In some states, courts will use out-of-pocket measures to determine the damages when representations are false. The first way to measure damages limits the amount returned to the buyer. The measurement takes the amount the buyer paid for the item, then deducts what the item was worth. The resulting amount is what would be owed to the buyer in damages.

The second out-of-pocket measure to calculate damages looks at the benefit of the bargain. This method is more commonly used in violations of representations and warranties written into contracts. The formula for this method takes the value of the item as represented by the seller, then deducts the actual worth of the item.

Potential Remedies for Breach of Representations or Warranties

When representations and warranties are included in contracts, they provide specific remedies if breached:

  • Misrepresentation: If a representation is false, the party affected may seek damages or rescind the contract.
  • Warranty Breach: Breaching a warranty typically results in a claim for damages but does not automatically terminate the contract unless the breach is substantial enough to trigger a contract condition.

What Could Happen When You Don't Use Representations and Warranties? 

One of the problems that many people face in relation to representations and warranties is implied warranties and how well those are protected. In the event that your contract or agreement doesn't include a spelled-out warranty, it's hard to claim that the representations made don't come with some type of common law warranty. If a seller is making claims about a product or service, the buyer should have protection even if the warranty isn't clearly stated.

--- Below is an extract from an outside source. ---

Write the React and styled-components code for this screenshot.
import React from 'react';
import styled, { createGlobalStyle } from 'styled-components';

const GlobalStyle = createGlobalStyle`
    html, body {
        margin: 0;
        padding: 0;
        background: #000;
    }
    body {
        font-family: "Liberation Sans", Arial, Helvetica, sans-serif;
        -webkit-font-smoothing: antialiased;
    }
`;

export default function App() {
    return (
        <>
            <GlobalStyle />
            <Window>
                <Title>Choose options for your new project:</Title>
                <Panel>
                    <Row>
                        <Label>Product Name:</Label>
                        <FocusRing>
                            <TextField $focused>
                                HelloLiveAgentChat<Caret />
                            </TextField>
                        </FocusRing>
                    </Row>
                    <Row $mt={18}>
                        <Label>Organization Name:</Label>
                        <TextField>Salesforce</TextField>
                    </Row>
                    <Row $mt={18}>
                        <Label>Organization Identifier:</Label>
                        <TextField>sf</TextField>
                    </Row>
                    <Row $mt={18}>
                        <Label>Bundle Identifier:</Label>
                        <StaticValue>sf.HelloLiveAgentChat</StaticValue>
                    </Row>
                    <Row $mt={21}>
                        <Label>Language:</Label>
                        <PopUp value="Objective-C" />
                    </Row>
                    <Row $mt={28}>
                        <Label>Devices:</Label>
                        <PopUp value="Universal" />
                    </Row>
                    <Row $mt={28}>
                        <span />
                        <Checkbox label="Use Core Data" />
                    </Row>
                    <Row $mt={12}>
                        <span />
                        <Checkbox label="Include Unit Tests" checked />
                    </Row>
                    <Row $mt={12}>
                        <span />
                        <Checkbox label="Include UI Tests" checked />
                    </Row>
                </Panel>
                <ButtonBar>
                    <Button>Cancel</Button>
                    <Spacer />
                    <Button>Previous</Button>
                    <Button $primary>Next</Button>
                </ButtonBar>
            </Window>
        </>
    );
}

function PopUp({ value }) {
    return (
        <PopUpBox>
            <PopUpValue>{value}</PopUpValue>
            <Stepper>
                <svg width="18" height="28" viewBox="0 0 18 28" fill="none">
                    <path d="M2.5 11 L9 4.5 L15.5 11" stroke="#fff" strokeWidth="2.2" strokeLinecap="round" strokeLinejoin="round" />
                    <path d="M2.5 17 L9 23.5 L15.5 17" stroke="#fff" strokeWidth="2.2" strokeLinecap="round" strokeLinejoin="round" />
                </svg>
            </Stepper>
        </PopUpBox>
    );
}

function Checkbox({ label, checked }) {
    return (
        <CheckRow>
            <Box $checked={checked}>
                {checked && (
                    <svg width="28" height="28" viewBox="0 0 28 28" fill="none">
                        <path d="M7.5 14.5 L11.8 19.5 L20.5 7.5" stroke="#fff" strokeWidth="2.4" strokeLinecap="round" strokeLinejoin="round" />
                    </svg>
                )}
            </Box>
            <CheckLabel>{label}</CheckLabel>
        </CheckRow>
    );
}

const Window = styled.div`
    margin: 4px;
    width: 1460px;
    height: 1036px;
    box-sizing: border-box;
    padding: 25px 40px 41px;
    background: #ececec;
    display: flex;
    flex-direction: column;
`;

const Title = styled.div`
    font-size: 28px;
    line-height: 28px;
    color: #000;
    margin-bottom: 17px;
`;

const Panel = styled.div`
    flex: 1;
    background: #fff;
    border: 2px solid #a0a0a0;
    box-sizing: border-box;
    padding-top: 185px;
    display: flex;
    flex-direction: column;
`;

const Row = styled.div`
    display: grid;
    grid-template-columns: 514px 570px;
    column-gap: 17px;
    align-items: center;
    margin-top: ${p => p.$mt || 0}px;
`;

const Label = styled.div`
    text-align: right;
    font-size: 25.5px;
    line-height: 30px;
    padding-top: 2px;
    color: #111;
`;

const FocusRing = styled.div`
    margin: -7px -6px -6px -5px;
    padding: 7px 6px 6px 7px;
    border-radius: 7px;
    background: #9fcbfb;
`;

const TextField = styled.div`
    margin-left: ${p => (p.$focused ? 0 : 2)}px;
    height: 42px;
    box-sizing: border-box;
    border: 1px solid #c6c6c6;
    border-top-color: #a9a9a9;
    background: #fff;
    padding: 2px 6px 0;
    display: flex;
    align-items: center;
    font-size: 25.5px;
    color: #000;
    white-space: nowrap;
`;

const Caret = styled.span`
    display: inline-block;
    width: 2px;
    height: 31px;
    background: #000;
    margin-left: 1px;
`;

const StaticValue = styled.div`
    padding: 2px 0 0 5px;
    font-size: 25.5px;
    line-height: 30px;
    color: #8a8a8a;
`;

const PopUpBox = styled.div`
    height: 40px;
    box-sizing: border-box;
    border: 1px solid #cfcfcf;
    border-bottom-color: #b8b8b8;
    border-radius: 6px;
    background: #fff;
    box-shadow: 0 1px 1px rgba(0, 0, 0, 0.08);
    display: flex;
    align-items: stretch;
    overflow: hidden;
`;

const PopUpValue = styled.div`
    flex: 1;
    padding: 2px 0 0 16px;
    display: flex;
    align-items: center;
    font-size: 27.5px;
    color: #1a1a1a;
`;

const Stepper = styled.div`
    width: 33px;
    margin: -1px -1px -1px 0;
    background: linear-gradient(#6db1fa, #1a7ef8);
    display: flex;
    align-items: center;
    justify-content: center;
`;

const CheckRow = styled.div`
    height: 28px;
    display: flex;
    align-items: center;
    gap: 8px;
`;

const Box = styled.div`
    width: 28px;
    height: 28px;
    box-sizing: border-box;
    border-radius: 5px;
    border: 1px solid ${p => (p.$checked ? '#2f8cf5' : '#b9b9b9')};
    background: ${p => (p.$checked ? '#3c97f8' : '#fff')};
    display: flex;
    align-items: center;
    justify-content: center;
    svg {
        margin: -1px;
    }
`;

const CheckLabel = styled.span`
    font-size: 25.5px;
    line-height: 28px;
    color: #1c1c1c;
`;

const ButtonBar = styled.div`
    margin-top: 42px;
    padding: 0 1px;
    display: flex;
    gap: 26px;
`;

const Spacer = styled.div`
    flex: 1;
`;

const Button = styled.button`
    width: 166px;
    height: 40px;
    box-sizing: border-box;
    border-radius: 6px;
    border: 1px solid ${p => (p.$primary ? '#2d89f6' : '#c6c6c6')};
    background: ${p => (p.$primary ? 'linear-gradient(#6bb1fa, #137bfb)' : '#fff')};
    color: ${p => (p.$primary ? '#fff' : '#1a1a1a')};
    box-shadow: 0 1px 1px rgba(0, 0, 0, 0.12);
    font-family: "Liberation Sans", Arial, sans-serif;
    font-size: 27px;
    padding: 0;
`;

In one example of this struggle, CBS Inc. took legal action against Ziff-Davis Publishing Co. in 1990. CBS claimed that Ziff-Davis falsely represented and warranted the financial condition of a division that it would be selling to CBS. During the due diligence period, CBS had its accountants review all financial statements of that division. The accountants reported that the financial statements did not match up with what was represented and warranted in the contract, but CBS representatives signed anyway.

In this example, which went to the highest court In New York, the issue was whether or not CBS could state a breach of the warranted claims, as those involved in the transaction had evidence that they were not true. But in this case, CBS won the fight and could end the contract without penalty.

Not using representations and warranties at all in a contract could put you at risk for signing an agreement with invalid terms. However, there is still some implied protection, which is how CBS won its case against Ziff-Davis. 

Risks of Not Using Representations and Warranties in Contracts

Failing to include representations and warranties can expose parties to significant risks. Without clear representations, one party may later claim that the other party misrepresented critical facts. This can lead to legal disputes, particularly in the absence of a remedy. Implied warranties or common law protections may still apply, but they may not offer the same level of assurance as explicitly stated warranties. For example, if the product's condition or performance is not guaranteed, the buyer may have limited options for recourse in case of defects or failure.

Frequently Asked Questions

  1. What is a representation in a contract?
    A representation is a statement of fact made to induce the other party into entering the contract. If found false, it may lead to a misrepresentation claim.
  2. What is a warranty in a contract?
    A warranty is a promise that certain facts in the contract are true, with remedies available if the warranty is breached.
  3. How do representations differ from warranties?
    Representations are statements of fact made pre-contract, while warranties are promises within the contract itself, often guaranteeing future performance.
  4. What are the legal implications of a false representation?
    A false representation can lead to a misrepresentation claim, which may result in rescission or damages.
  5. Can a false representation lead to contract termination?
    Yes, a false representation can allow the affected party to rescind the contract, effectively terminating the agreement.